Rehoming, surrendering a pet
No one wants to rehome a pet, but there are certainly instances where it happens.
The No. 1 reason that a pet is surrendered, Rowe said, is usually that the owner is moving to a home where pets are not allowed.
“Finding pet housing is not easy, especially in our valley,” she said.
Another common reason: a lifestyle change, such as, such as divorces, a new baby or another situation “where they don’t feel like they are a proper fit,” she said.
And for individuals or families who are considering getting rid of a pet, “the shelter should be a last resort for surrendering,” Rowe said. “It is a higher stress environment for these animals.”
First, Rowe recommends reaching out to friends and families to see if they can take on your pet. She also recommended a new service from AdoptAPet.com, which is an organization and website used by many shelters, rescue groups and humane societies to help advertise pets and find them homes.
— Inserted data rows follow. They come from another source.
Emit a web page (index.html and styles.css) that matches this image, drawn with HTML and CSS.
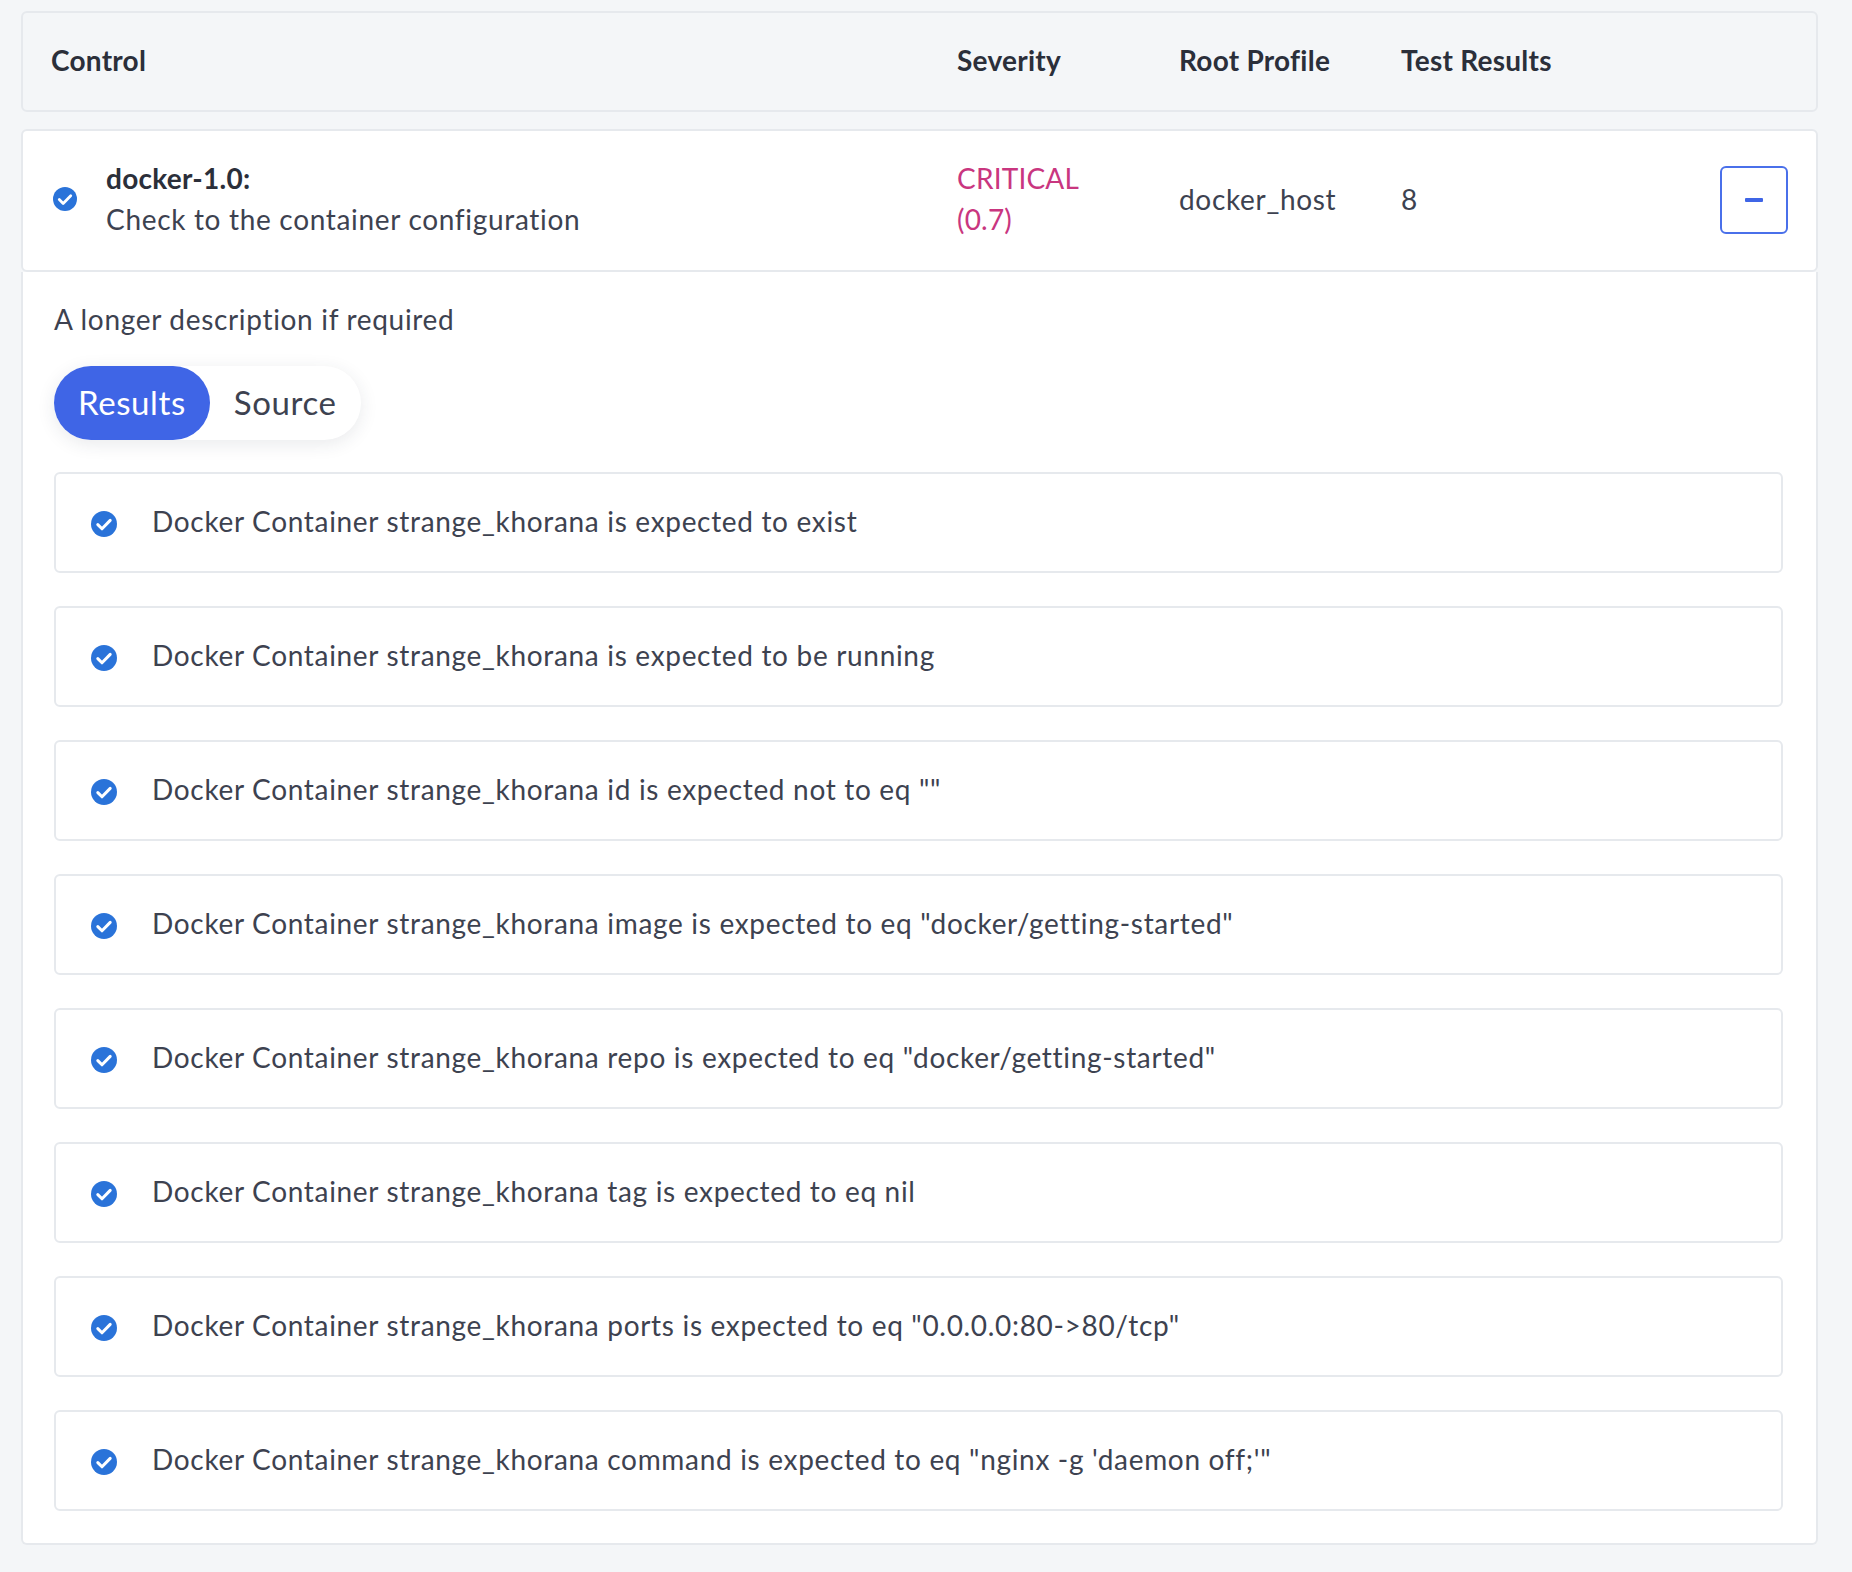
FILE: index.html
```html
<!DOCTYPE html>
<html lang="en">
<head>
<meta charset="utf-8">
<title>Control results</title>
<link rel="stylesheet" href="styles.css">
</head>
<body>
<svg class="defs" width="0" height="0" aria-hidden="true">
  <symbol id="check" viewBox="0 0 26 26">
    <circle cx="13" cy="13" r="13" fill="#2a73d9"/>
    <path d="M6.8 13.6l4.2 4.2 8.2-8.4" fill="none" stroke="#fff" stroke-width="3" stroke-linecap="round" stroke-linejoin="round"/>
  </symbol>
</svg>
<main class="page">
  <header class="table-row table-head">
    <div class="col-control">Control</div>
    <div>Severity</div>
    <div>Root Profile</div>
    <div>Test Results</div>
  </header>
  <section class="table-row control-row">
    <div class="col-control control-cell">
      <svg class="icon icon-sm"><use href="#check"/></svg>
      <div class="control-text">
        <div class="control-id">docker-1.0:</div>
        <div>Check to the container configuration</div>
      </div>
    </div>
    <div class="severity">CRITICAL<br>(0.7)</div>
    <div>docker_host</div>
    <div class="results-cell">
      <span>8</span>
      <button class="toggle" type="button" aria-label="Collapse"><span class="minus"></span></button>
    </div>
  </section>
  <section class="detail">
    <p class="description">A longer description if required</p>
    <div class="tabs">
      <button class="tab tab-active" type="button">Results</button>
      <button class="tab" type="button">Source</button>
    </div>
    <ul class="results">
      <li class="result"><svg class="icon result-icon"><use href="#check"/></svg><span class="result-text">Docker Container strange_khorana is expected to exist</span></li>
      <li class="result"><svg class="icon result-icon"><use href="#check"/></svg><span class="result-text">Docker Container strange_khorana is expected to be running</span></li>
      <li class="result"><svg class="icon result-icon"><use href="#check"/></svg><span class="result-text">Docker Container strange_khorana id is expected not to eq ""</span></li>
      <li class="result"><svg class="icon result-icon"><use href="#check"/></svg><span class="result-text">Docker Container strange_khorana image is expected to eq "docker/getting-started"</span></li>
      <li class="result"><svg class="icon result-icon"><use href="#check"/></svg><span class="result-text">Docker Container strange_khorana repo is expected to eq "docker/getting-started"</span></li>
      <li class="result"><svg class="icon result-icon"><use href="#check"/></svg><span class="result-text">Docker Container strange_khorana tag is expected to eq nil</span></li>
      <li class="result"><svg class="icon result-icon"><use href="#check"/></svg><span class="result-text">Docker Container strange_khorana ports is expected to eq "0.0.0.0:80-&gt;80/tcp"</span></li>
      <li class="result"><svg class="icon result-icon"><use href="#check"/></svg><span class="result-text">Docker Container strange_khorana command is expected to eq "nginx -g 'daemon off;'"</span></li>
    </ul>
  </section>
</main>
</body>
</html>
```
FILE: styles.css
```css
* { box-sizing: border-box; }
html, body { margin: 0; }
body {
  background: #f4f6f8;
  color: #3d4250;
  font-family: "Lato", "Open Sans", sans-serif;
  font-size: 28px;
  line-height: 41px;
  letter-spacing: .68px;
}
.defs { display: block; height: 0; }
.page { padding: 11px 34px 28px 21px; display: flex; flex-direction: column; gap: 17px; }
.table-row {
  display: grid;
  grid-template-columns: 906px 222px 222px 1fr;
  align-items: center;
  padding: 0 28px;
  border: 2px solid #e6e9ed;
  border-radius: 6px;
}
.table-head { height: 101px; font-weight: 700; color: #2b2f3a; padding-bottom: 3px; letter-spacing: .25px; }
.control-row { height: 143px; background: #fff; padding-bottom: 3px; }
.control-cell { display: flex; align-items: center; gap: 29px; padding-left: 2px; }
.control-id { font-weight: 700; color: #2b2f3a; letter-spacing: .25px; }
.severity { color: #c9367f; letter-spacing: .2px; }
.results-cell { display: flex; align-items: center; justify-content: space-between; }
.toggle {
  width: 68px; height: 68px; padding: 0; margin-top: 1px;
  display: flex; align-items: center; justify-content: center;
  background: #fff; border: 2px solid #4a70ea; border-radius: 6px;
}
.minus { width: 18px; height: 4px; background: #3f65e6; border-radius: 1px; }
.detail {
  margin-top: -17px;
  background: #fff;
  border: 2px solid #e6e9ed;
  border-top: 0;
  border-radius: 0 0 6px 6px;
  padding: 27px 33px 32px 31px;
}
.description { margin: 0 0 26px; }
.tabs {
  display: inline-flex;
  height: 74px;
  background: #fff;
  border-radius: 37px;
  box-shadow: 0 4px 18px rgba(40, 50, 70, .1);
  vertical-align: top;
}
.tab {
  border: 0; background: transparent; color: inherit;
  font: inherit; font-size: 33px; letter-spacing: .6px;
  padding: 0 24px 2px; border-radius: 37px;
}
.tab-active { background: #3f65e6; color: #fff; }
.results { list-style: none; margin: 32px 0 0; padding: 0; display: flex; flex-direction: column; gap: 33px; }
.result {
  height: 101px;
  display: flex; align-items: center; gap: 35px;
  padding: 0 35px;
  border: 2px solid #e6e9ed;
  border-radius: 6px;
}
.result-text { padding-bottom: 2px; }
.result-icon { margin-top: 2px; }
.icon { width: 26px; height: 26px; flex: none; }
.icon-sm { width: 24px; height: 24px; }
```
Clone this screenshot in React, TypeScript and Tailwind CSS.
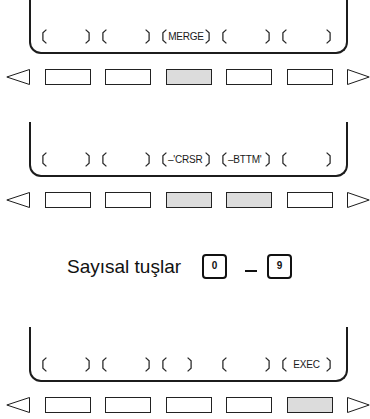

The new service is specially focused on rehoming and allows owners to set up a profile for their pet that will be searchable with other, similar pets.
Rowe added that the shelter is also happy to aid in the process of rehoming if it’s something residents are considering.
“We can just start them with the process before the animal actually has to go to the shelter,” she said, adding that for behavioral issues, the staff is well equipped to help people find local behaviorists and ways to keep the animal in the home.
Rehoming rather than surrendering should be the first action an individual or family takes, she said.
“It’s a lot better situation because the owners know (whom) the dog’s going to … a home environment, so usually their stress level is going to be a lot lower, and it just makes the whole process a lot easier on everybody involved,” Rowe said. “But if that doesn’t work, then we are available to talk the dog [or pet] in.”
And even earlier on, before someone rescues or buys a new pet, that individual or family should seriously consider the feasibility.
“Consider the fact that a pet should be with you for the duration of their life,” Rowe said, adding that things to consider include if you’ll be able to care for the pet’s needs and whether you’re in a secure housing situation. “Your pet should be considered a part of your family.”